Rehber yerine haritanız olsun: Rehberle bir yere gittiğinizde dünyayı sadece onun gözünden onun bildikleri ile görürsünüz. Elinizde bir harita olursa belki yanlış ya da daha uzun yollarada sapabilirsiniz ama hem daha çok şey öğrenirsiniz hem de gittiğiniz yere bambaşka gözlerle bakarsınız. Yaratıcılık için farklı bakmaya ihtiyacınız olacak.
Beyninize ön yükleme yapın: İyi bir fikir, var olan birçok şeyin farklı bir şekilde bir araya getirilmesinden başka bir şey değildir. Yeni ürünler hakkında, dünya hakkında, insanlar hakkında ilginizi ne çekiyorsa okuyun. Bloglara kaydolun, kitaplar alın. Ancak burada önemli bir noktayı belirtmem gerek: bir kitabı ya da makaleyi okurken onu tamamıyla ezberlemeyi ya da onu bitirmeyi beklemeyin. Bu konuda takıntılı olanlar yeteri kadar bilgi sahibi olamadıkları gibi, çok çabuk motivasyonlarını yitirip okumaktan vazgeçebiliyorlar. Hiç bir şeyin tamamını hatırlayamazsınız ancak beyniniz size ihtiyacınız olduğunda o güzel sürprizi yapacaktır. Sadece biraz sabırlı olun.

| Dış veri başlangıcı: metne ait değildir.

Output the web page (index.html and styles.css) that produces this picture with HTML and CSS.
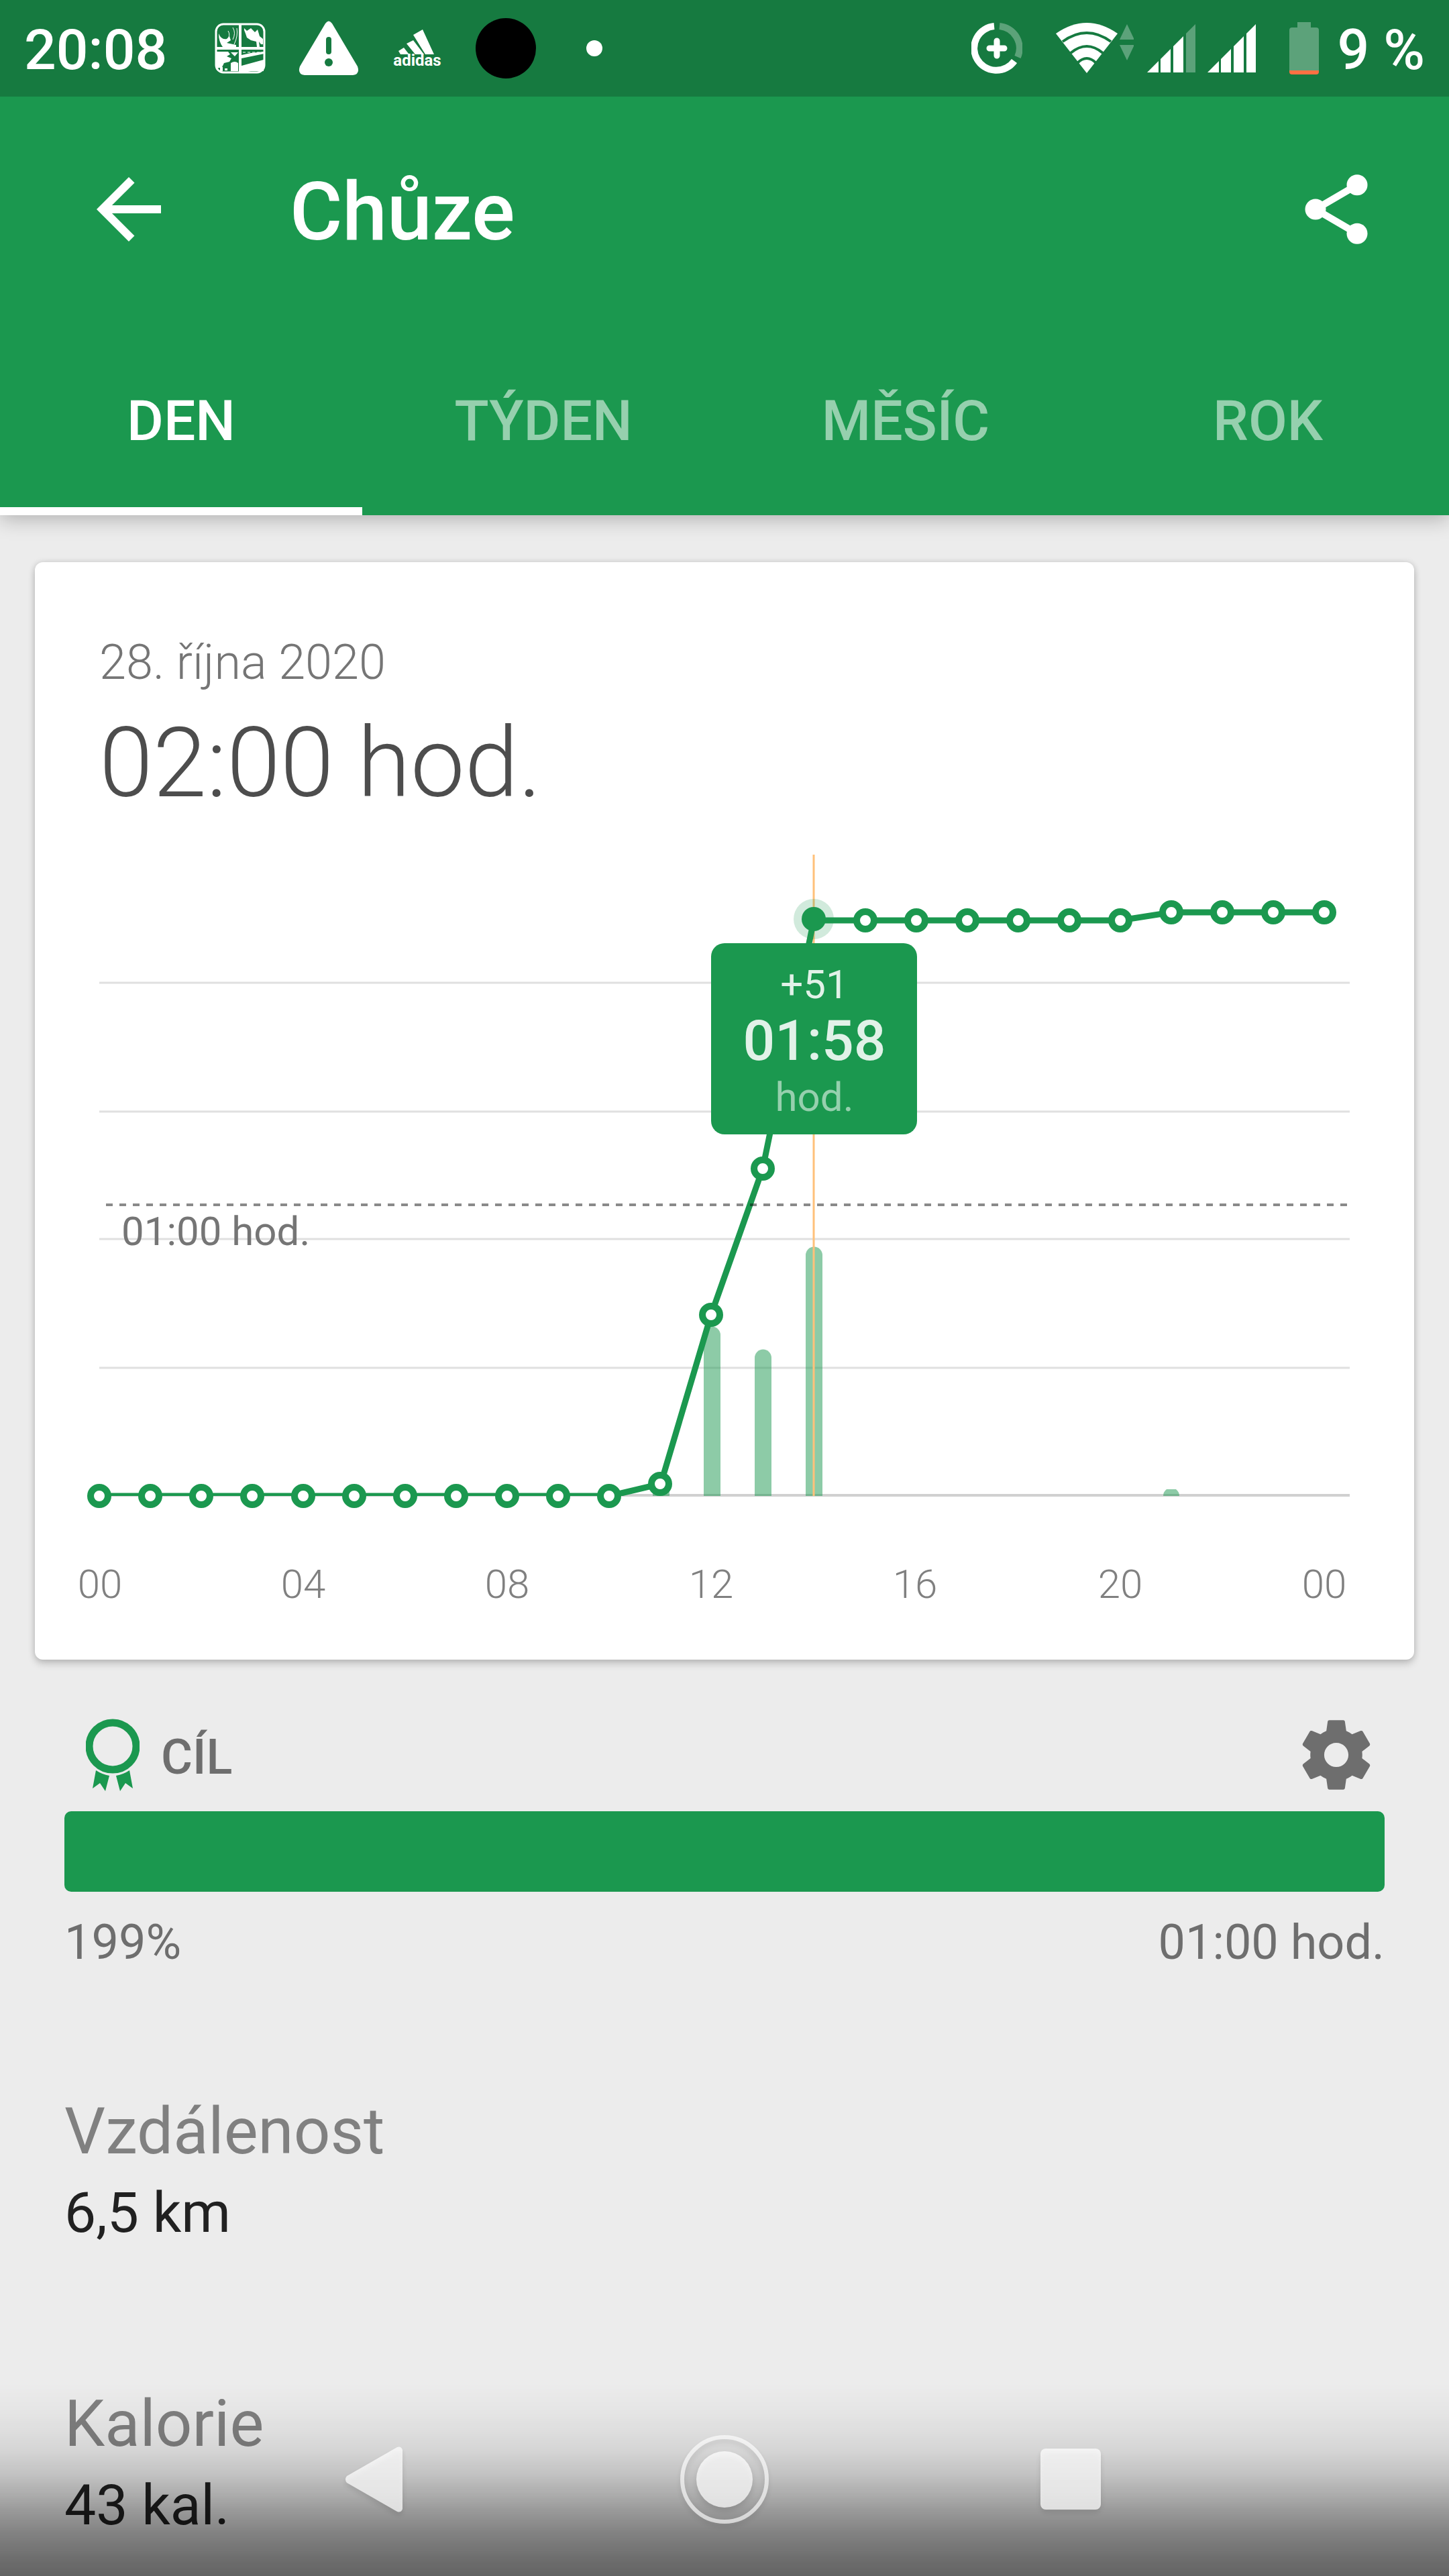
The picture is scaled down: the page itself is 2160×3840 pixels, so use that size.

Paraya değil anlama odaklanın: Birçok fikir sahibinin en önemli odağı paradır. Fikir ticari bir boyuta gelirse maddi bir kazanç beklemek gayet normaldir. Ancak bunun yolu, fikrin insanların seveceği, onların hayatlarını daha iyi yapabileceği şekilde hayata geçirilmesidir. İlk başta odağınız kesinlikle bu olmalıdır. Para odaklı olmanız oturup fikrinizin anlamı üzerine düşüneceğinize hesap makinesinde ne kadar kazanacağınızı hesaplamanızı sağlar. Bunun da fikriniz üzerinde olumlu bir etkisi olmayacaktır.